● The exercise: Quote the data exactly, first line to the line containing "color: #2b5db8;", with no pictures.

● Data extract:
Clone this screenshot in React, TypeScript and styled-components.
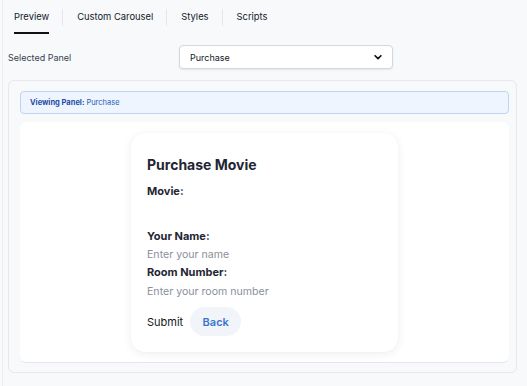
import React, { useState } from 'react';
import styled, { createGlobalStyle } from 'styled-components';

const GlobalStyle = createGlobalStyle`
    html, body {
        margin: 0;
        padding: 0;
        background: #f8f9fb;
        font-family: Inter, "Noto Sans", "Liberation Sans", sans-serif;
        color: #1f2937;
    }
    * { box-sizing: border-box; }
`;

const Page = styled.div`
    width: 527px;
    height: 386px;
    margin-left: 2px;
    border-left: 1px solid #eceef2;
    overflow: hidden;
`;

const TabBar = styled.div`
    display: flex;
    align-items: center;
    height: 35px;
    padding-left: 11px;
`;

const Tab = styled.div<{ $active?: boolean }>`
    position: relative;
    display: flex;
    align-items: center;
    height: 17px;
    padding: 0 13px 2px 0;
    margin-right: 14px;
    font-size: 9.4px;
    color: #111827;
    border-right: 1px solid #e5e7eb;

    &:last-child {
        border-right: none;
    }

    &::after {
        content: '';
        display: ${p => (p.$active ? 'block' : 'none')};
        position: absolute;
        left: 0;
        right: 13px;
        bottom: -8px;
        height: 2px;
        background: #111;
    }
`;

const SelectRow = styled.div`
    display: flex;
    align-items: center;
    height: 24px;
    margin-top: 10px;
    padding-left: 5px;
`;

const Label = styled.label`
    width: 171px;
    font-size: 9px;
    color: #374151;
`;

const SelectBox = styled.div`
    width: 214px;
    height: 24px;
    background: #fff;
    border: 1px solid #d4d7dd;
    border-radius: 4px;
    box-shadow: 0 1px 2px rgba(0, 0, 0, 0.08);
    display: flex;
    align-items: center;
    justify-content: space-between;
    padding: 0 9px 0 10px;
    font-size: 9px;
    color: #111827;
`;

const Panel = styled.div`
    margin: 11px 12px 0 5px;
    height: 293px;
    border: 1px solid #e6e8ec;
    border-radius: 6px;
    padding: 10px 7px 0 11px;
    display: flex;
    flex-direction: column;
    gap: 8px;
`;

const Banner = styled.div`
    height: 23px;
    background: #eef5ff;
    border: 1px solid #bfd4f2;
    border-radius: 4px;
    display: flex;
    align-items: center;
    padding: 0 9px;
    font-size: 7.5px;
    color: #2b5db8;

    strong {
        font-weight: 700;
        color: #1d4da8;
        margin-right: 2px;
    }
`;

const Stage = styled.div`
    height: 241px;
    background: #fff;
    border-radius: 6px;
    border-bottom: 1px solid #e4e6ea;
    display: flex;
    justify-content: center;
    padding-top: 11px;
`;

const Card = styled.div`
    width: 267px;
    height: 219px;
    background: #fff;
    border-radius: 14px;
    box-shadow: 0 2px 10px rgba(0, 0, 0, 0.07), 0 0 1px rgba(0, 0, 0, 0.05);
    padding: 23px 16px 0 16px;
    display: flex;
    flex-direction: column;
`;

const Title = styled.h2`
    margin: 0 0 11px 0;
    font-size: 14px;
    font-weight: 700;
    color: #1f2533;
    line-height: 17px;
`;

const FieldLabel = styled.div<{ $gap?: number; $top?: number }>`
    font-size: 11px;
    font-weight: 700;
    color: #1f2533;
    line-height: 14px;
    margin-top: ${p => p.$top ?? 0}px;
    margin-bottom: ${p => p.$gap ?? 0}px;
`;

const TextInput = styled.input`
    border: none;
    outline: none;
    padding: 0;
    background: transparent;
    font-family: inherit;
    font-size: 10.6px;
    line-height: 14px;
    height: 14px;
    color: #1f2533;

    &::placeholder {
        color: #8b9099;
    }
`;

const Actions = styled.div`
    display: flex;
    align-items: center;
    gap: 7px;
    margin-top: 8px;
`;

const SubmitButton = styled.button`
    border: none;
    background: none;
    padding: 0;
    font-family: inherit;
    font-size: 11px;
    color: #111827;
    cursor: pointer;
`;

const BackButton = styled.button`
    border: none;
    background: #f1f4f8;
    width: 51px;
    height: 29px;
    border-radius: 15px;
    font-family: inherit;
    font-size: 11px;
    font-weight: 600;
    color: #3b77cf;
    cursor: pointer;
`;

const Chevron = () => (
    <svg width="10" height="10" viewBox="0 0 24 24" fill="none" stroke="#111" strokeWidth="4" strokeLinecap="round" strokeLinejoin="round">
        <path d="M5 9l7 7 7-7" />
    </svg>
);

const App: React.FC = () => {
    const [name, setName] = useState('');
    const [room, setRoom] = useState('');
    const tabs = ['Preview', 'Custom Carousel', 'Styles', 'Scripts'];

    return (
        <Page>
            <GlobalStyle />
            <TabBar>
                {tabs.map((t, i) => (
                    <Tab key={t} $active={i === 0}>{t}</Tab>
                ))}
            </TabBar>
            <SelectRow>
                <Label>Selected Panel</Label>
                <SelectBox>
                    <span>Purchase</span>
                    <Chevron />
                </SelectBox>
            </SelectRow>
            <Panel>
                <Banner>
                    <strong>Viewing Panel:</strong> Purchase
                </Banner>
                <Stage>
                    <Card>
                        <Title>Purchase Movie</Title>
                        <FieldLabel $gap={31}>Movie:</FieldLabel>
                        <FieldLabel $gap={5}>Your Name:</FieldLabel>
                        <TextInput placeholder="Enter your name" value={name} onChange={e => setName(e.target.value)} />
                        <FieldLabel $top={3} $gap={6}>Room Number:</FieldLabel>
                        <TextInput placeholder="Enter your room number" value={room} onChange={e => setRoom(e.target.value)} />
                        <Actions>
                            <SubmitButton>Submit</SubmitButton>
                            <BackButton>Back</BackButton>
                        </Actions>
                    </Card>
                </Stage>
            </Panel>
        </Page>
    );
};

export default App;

● Task answer:
Clone this screenshot in React, TypeScript and styled-components.
import React, { useState } from 'react';
import styled, { createGlobalStyle } from 'styled-components';

const GlobalStyle = createGlobalStyle`
    html, body {
        margin: 0;
        padding: 0;
        background: #f8f9fb;
        font-family: Inter, "Noto Sans", "Liberation Sans", sans-serif;
        color: #1f2937;
    }
    * { box-sizing: border-box; }
`;

const Page = styled.div`
    width: 527px;
    height: 386px;
    margin-left: 2px;
    border-left: 1px solid #eceef2;
    overflow: hidden;
`;

const TabBar = styled.div`
    display: flex;
    align-items: center;
    height: 35px;
    padding-left: 11px;
`;

const Tab = styled.div<{ $active?: boolean }>`
    position: relative;
    display: flex;
    align-items: center;
    height: 17px;
    padding: 0 13px 2px 0;
    margin-right: 14px;
    font-size: 9.4px;
    color: #111827;
    border-right: 1px solid #e5e7eb;

    &:last-child {
        border-right: none;
    }

    &::after {
        content: '';
        display: ${p => (p.$active ? 'block' : 'none')};
        position: absolute;
        left: 0;
        right: 13px;
        bottom: -8px;
        height: 2px;
        background: #111;
    }
`;

const SelectRow = styled.div`
    display: flex;
    align-items: center;
    height: 24px;
    margin-top: 10px;
    padding-left: 5px;
`;

const Label = styled.label`
    width: 171px;
    font-size: 9px;
    color: #374151;
`;

const SelectBox = styled.div`
    width: 214px;
    height: 24px;
    background: #fff;
    border: 1px solid #d4d7dd;
    border-radius: 4px;
    box-shadow: 0 1px 2px rgba(0, 0, 0, 0.08);
    display: flex;
    align-items: center;
    justify-content: space-between;
    padding: 0 9px 0 10px;
    font-size: 9px;
    color: #111827;
`;

const Panel = styled.div`
    margin: 11px 12px 0 5px;
    height: 293px;
    border: 1px solid #e6e8ec;
    border-radius: 6px;
    padding: 10px 7px 0 11px;
    display: flex;
    flex-direction: column;
    gap: 8px;
`;

const Banner = styled.div`
    height: 23px;
    background: #eef5ff;
    border: 1px solid #bfd4f2;
    border-radius: 4px;
    display: flex;
    align-items: center;
    padding: 0 9px;
    font-size: 7.5px;
    color: #2b5db8;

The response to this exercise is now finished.